**WRITTEN INSTRUCTION**
The data below should be printed in full, exactly, and without any of its images.

**DATASET EXTRACT**
###

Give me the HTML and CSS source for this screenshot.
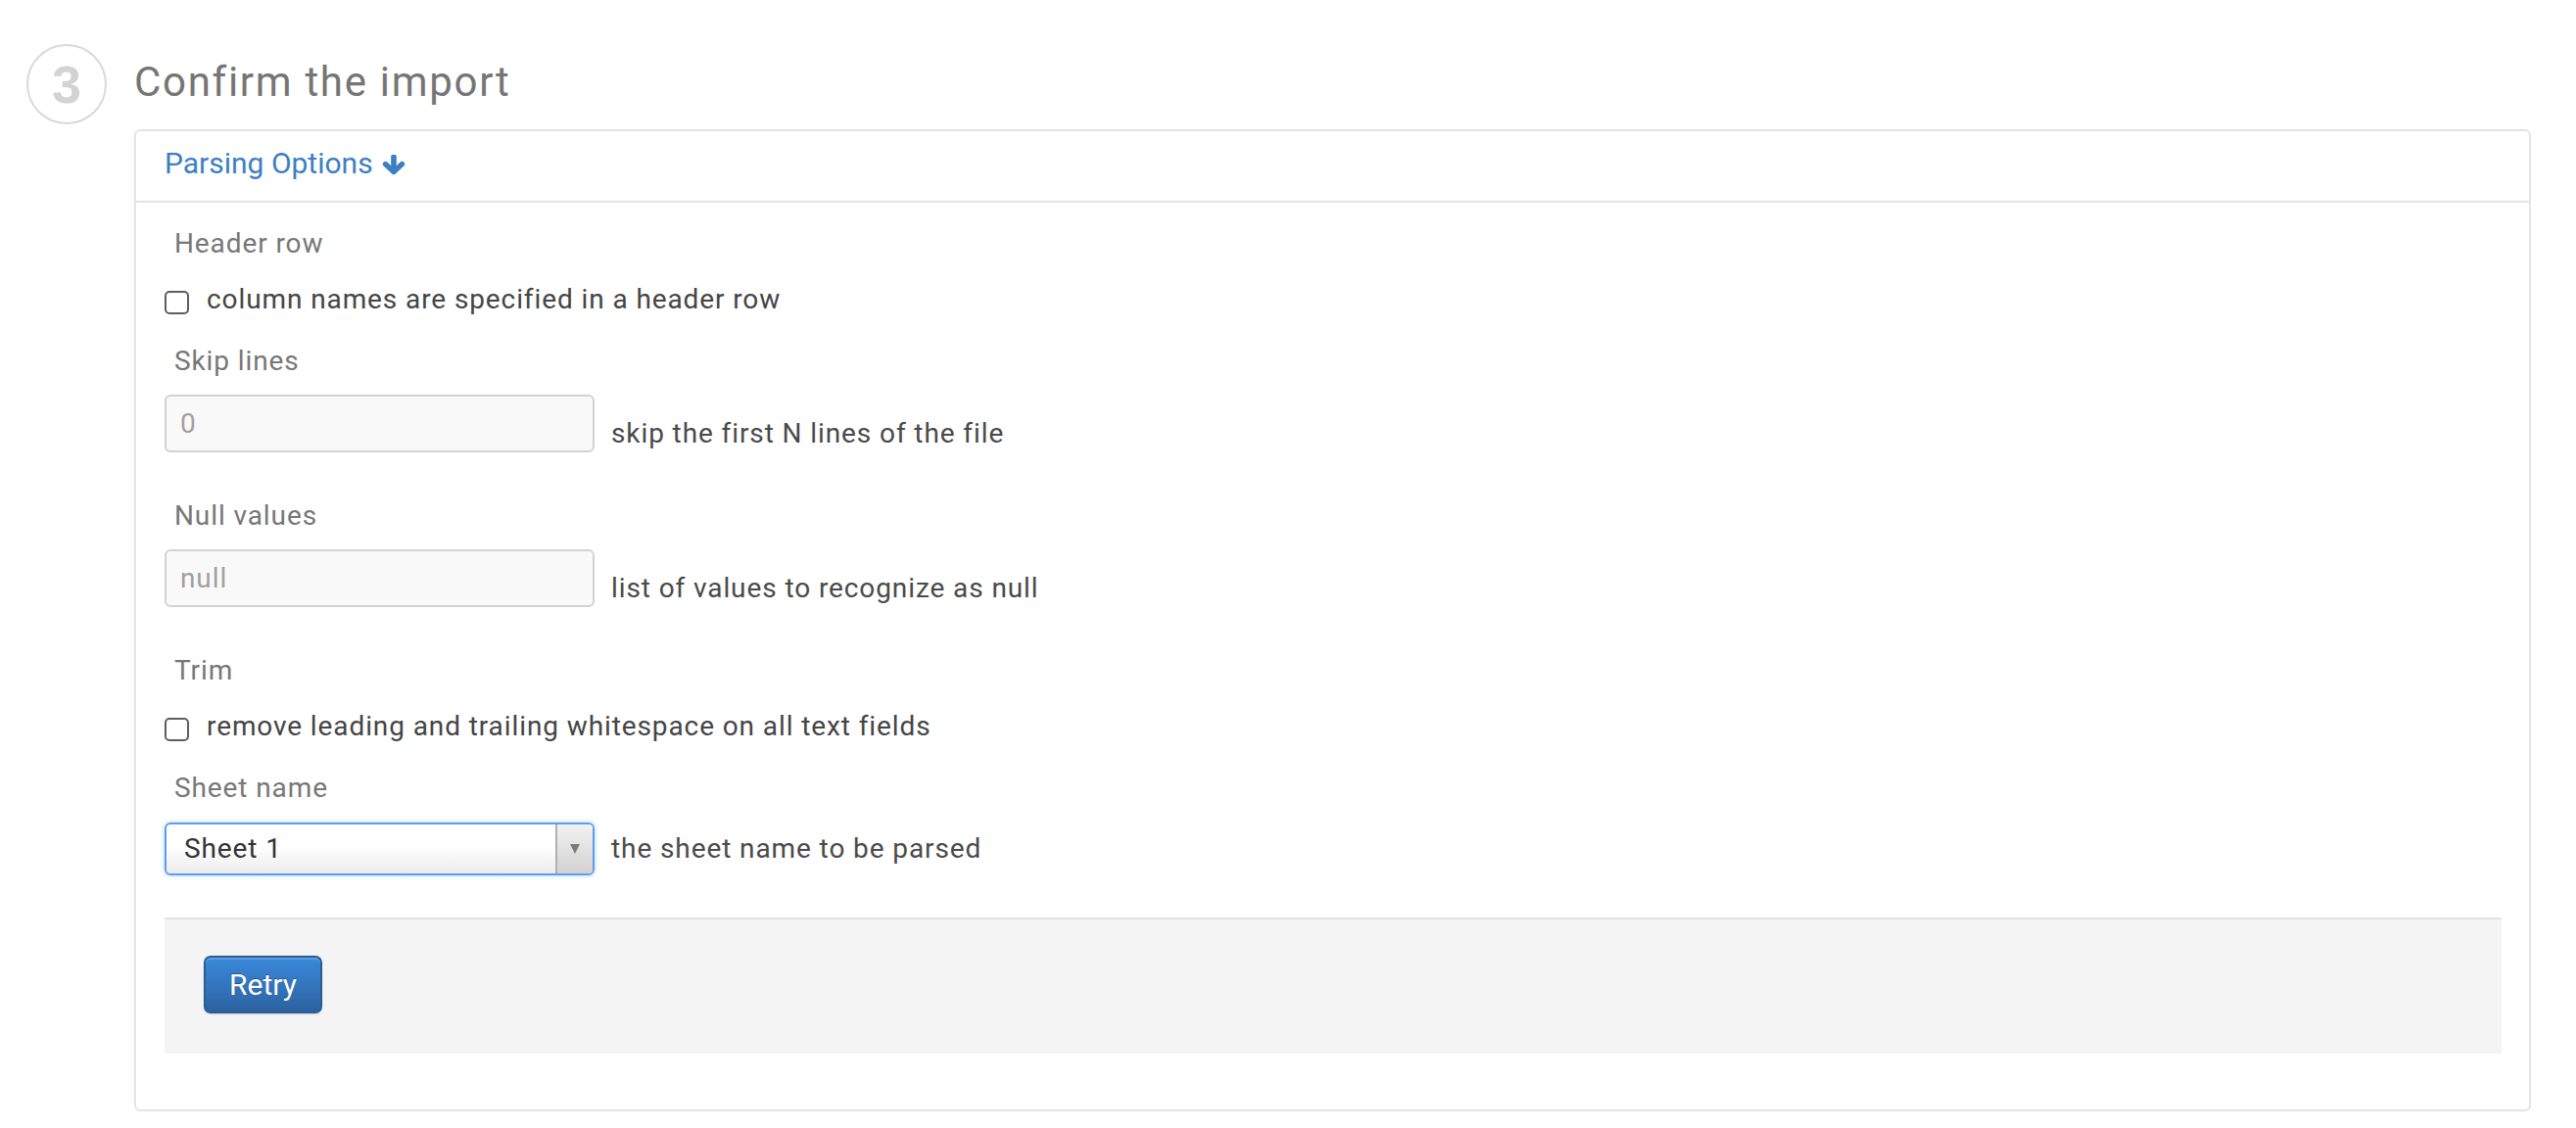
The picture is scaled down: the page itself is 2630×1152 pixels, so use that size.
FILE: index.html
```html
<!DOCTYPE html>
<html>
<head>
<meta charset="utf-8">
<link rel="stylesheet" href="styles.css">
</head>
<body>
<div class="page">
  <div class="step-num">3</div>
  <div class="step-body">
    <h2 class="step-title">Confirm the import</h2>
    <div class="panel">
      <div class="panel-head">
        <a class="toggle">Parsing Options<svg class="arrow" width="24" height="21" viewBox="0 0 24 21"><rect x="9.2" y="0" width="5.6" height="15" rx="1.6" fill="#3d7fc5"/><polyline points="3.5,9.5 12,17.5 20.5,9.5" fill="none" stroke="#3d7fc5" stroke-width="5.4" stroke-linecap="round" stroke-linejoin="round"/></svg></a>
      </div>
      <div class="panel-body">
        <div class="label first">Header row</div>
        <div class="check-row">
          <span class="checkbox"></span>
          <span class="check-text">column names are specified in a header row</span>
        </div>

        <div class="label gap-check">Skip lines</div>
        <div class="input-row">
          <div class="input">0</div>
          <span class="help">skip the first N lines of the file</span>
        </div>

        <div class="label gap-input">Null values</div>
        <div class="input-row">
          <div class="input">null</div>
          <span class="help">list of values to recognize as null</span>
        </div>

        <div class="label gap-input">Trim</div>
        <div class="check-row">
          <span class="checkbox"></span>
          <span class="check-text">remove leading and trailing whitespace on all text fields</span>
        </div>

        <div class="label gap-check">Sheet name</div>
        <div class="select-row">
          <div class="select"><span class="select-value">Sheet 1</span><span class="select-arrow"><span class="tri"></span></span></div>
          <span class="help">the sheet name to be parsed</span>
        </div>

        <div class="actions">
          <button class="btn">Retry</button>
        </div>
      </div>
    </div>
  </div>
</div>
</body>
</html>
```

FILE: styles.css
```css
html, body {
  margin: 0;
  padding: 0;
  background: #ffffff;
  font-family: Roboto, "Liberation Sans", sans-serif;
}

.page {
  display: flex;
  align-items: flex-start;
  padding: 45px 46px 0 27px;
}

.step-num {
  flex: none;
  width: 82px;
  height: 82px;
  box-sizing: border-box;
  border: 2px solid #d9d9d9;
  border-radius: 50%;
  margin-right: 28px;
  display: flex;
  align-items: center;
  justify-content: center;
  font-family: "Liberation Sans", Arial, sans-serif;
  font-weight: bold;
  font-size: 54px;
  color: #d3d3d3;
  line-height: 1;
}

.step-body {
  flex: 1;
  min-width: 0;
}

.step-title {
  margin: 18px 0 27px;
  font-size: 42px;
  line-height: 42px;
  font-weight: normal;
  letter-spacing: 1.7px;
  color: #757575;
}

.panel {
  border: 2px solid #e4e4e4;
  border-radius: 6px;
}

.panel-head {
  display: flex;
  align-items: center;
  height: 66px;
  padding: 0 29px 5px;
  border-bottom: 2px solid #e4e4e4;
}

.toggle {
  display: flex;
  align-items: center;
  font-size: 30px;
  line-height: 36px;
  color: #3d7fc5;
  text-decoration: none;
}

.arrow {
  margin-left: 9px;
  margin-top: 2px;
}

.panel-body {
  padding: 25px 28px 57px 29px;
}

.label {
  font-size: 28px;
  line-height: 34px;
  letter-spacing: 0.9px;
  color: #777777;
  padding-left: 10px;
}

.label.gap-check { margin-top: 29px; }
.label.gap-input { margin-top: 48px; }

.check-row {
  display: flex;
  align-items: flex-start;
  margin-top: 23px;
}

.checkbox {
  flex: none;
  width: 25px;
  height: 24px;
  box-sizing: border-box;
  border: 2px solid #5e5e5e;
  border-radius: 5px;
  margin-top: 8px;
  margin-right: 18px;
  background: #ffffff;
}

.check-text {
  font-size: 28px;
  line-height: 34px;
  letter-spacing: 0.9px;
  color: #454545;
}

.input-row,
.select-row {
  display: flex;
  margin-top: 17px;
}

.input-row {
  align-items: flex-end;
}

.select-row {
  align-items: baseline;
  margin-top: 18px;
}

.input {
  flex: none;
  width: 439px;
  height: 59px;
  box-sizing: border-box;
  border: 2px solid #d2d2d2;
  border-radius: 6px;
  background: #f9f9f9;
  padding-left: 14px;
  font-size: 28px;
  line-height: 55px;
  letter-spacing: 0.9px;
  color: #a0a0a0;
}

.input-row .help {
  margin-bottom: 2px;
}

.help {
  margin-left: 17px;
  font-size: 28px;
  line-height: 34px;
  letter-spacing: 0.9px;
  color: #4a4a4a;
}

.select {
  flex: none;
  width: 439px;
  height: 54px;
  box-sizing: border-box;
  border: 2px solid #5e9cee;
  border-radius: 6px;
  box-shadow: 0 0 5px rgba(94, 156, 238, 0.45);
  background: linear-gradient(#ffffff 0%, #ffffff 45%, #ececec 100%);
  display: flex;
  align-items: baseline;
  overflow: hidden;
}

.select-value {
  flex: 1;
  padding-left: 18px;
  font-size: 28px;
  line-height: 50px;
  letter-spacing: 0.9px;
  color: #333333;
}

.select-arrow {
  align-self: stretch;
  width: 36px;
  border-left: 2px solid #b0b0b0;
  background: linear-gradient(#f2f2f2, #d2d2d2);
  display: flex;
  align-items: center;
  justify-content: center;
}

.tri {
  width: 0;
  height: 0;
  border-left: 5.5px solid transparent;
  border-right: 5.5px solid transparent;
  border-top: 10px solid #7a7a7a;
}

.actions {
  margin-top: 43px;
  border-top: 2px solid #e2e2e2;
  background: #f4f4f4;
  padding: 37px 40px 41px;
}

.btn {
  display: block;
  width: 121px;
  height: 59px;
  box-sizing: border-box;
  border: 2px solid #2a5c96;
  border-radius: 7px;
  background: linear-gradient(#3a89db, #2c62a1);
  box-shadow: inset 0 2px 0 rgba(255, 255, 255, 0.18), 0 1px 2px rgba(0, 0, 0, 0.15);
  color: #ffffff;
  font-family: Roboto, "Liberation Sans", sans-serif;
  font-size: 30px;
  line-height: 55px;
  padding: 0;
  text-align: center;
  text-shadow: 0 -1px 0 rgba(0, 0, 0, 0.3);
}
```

###

**EXERCISE OUTPUT**
Give me the HTML and CSS source for this screenshot.
The picture is scaled down: the page itself is 2630×1152 pixels, so use that size.
FILE: index.html
```html
<!DOCTYPE html>
<html>
<head>
<meta charset="utf-8">
<link rel="stylesheet" href="styles.css">
</head>
<body>
<div class="page">
  <div class="step-num">3</div>
  <div class="step-body">
    <h2 class="step-title">Confirm the import</h2>
    <div class="panel">
      <div class="panel-head">
        <a class="toggle">Parsing Options<svg class="arrow" width="24" height="21" viewBox="0 0 24 21"><rect x="9.2" y="0" width="5.6" height="15" rx="1.6" fill="#3d7fc5"/><polyline points="3.5,9.5 12,17.5 20.5,9.5" fill="none" stroke="#3d7fc5" stroke-width="5.4" stroke-linecap="round" stroke-linejoin="round"/></svg></a>
      </div>
      <div class="panel-body">
        <div class="label first">Header row</div>
        <div class="check-row">
          <span class="checkbox"></span>
          <span class="check-text">column names are specified in a header row</span>
        </div>

        <div class="label gap-check">Skip lines</div>
        <div class="input-row">
          <div class="input">0</div>
          <span class="help">skip the first N lines of the file</span>
        </div>

        <div class="label gap-input">Null values</div>
        <div class="input-row">
          <div class="input">null</div>
          <span class="help">list of values to recognize as null</span>
        </div>

        <div class="label gap-input">Trim</div>
        <div class="check-row">
          <span class="checkbox"></span>
          <span class="check-text">remove leading and trailing whitespace on all text fields</span>
        </div>

        <div class="label gap-check">Sheet name</div>
        <div class="select-row">
          <div class="select"><span class="select-value">Sheet 1</span><span class="select-arrow"><span class="tri"></span></span></div>
          <span class="help">the sheet name to be parsed</span>
        </div>

        <div class="actions">
          <button class="btn">Retry</button>
        </div>
      </div>
    </div>
  </div>
</div>
</body>
</html>
```

FILE: styles.css
```css
html, body {
  margin: 0;
  padding: 0;
  background: #ffffff;
  font-family: Roboto, "Liberation Sans", sans-serif;
}

.page {
  display: flex;
  align-items: flex-start;
  padding: 45px 46px 0 27px;
}

.step-num {
  flex: none;
  width: 82px;
  height: 82px;
  box-sizing: border-box;
  border: 2px solid #d9d9d9;
  border-radius: 50%;
  margin-right: 28px;
  display: flex;
  align-items: center;
  justify-content: center;
  font-family: "Liberation Sans", Arial, sans-serif;
  font-weight: bold;
  font-size: 54px;
  color: #d3d3d3;
  line-height: 1;
}

.step-body {
  flex: 1;
  min-width: 0;
}

.step-title {
  margin: 18px 0 27px;
  font-size: 42px;
  line-height: 42px;
  font-weight: normal;
  letter-spacing: 1.7px;
  color: #757575;
}

.panel {
  border: 2px solid #e4e4e4;
  border-radius: 6px;
}

.panel-head {
  display: flex;
  align-items: center;
  height: 66px;
  padding: 0 29px 5px;
  border-bottom: 2px solid #e4e4e4;
}

.toggle {
  display: flex;
  align-items: center;
  font-size: 30px;
  line-height: 36px;
  color: #3d7fc5;
  text-decoration: none;
}

.arrow {
  margin-left: 9px;
  margin-top: 2px;
}

.panel-body {
  padding: 25px 28px 57px 29px;
}

.label {
  font-size: 28px;
  line-height: 34px;
  letter-spacing: 0.9px;
  color: #777777;
  padding-left: 10px;
}

.label.gap-check { margin-top: 29px; }
.label.gap-input { margin-top: 48px; }

.check-row {
  display: flex;
  align-items: flex-start;
  margin-top: 23px;
}

.checkbox {
  flex: none;
  width: 25px;
  height: 24px;
  box-sizing: border-box;
  border: 2px solid #5e5e5e;
  border-radius: 5px;
  margin-top: 8px;
  margin-right: 18px;
  background: #ffffff;
}

.check-text {
  font-size: 28px;
  line-height: 34px;
  letter-spacing: 0.9px;
  color: #454545;
}

.input-row,
.select-row {
  display: flex;
  margin-top: 17px;
}

.input-row {
  align-items: flex-end;
}

.select-row {
  align-items: baseline;
  margin-top: 18px;
}

.input {
  flex: none;
  width: 439px;
  height: 59px;
  box-sizing: border-box;
  border: 2px solid #d2d2d2;
  border-radius: 6px;
  background: #f9f9f9;
  padding-left: 14px;
  font-size: 28px;
  line-height: 55px;
  letter-spacing: 0.9px;
  color: #a0a0a0;
}

.input-row .help {
  margin-bottom: 2px;
}

.help {
  margin-left: 17px;
  font-size: 28px;
  line-height: 34px;
  letter-spacing: 0.9px;
  color: #4a4a4a;
}

.select {
  flex: none;
  width: 439px;
  height: 54px;
  box-sizing: border-box;
  border: 2px solid #5e9cee;
  border-radius: 6px;
  box-shadow: 0 0 5px rgba(94, 156, 238, 0.45);
  background: linear-gradient(#ffffff 0%, #ffffff 45%, #ececec 100%);
  display: flex;
  align-items: baseline;
  overflow: hidden;
}

.select-value {
  flex: 1;
  padding-left: 18px;
  font-size: 28px;
  line-height: 50px;
  letter-spacing: 0.9px;
  color: #333333;
}

.select-arrow {
  align-self: stretch;
  width: 36px;
  border-left: 2px solid #b0b0b0;
  background: linear-gradient(#f2f2f2, #d2d2d2);
  display: flex;
  align-items: center;
  justify-content: center;
}

.tri {
  width: 0;
  height: 0;
  border-left: 5.5px solid transparent;
  border-right: 5.5px solid transparent;
  border-top: 10px solid #7a7a7a;
}

.actions {
  margin-top: 43px;
  border-top: 2px solid #e2e2e2;
  background: #f4f4f4;
  padding: 37px 40px 41px;
}

.btn {
  display: block;
  width: 121px;
  height: 59px;
  box-sizing: border-box;
  border: 2px solid #2a5c96;
  border-radius: 7px;
  background: linear-gradient(#3a89db, #2c62a1);
  box-shadow: inset 0 2px 0 rgba(255, 255, 255, 0.18), 0 1px 2px rgba(0, 0, 0, 0.15);
  color: #ffffff;
  font-family: Roboto, "Liberation Sans", sans-serif;
  font-size: 30px;
  line-height: 55px;
  padding: 0;
  text-align: center;
  text-shadow: 0 -1px 0 rgba(0, 0, 0, 0.3);
}
```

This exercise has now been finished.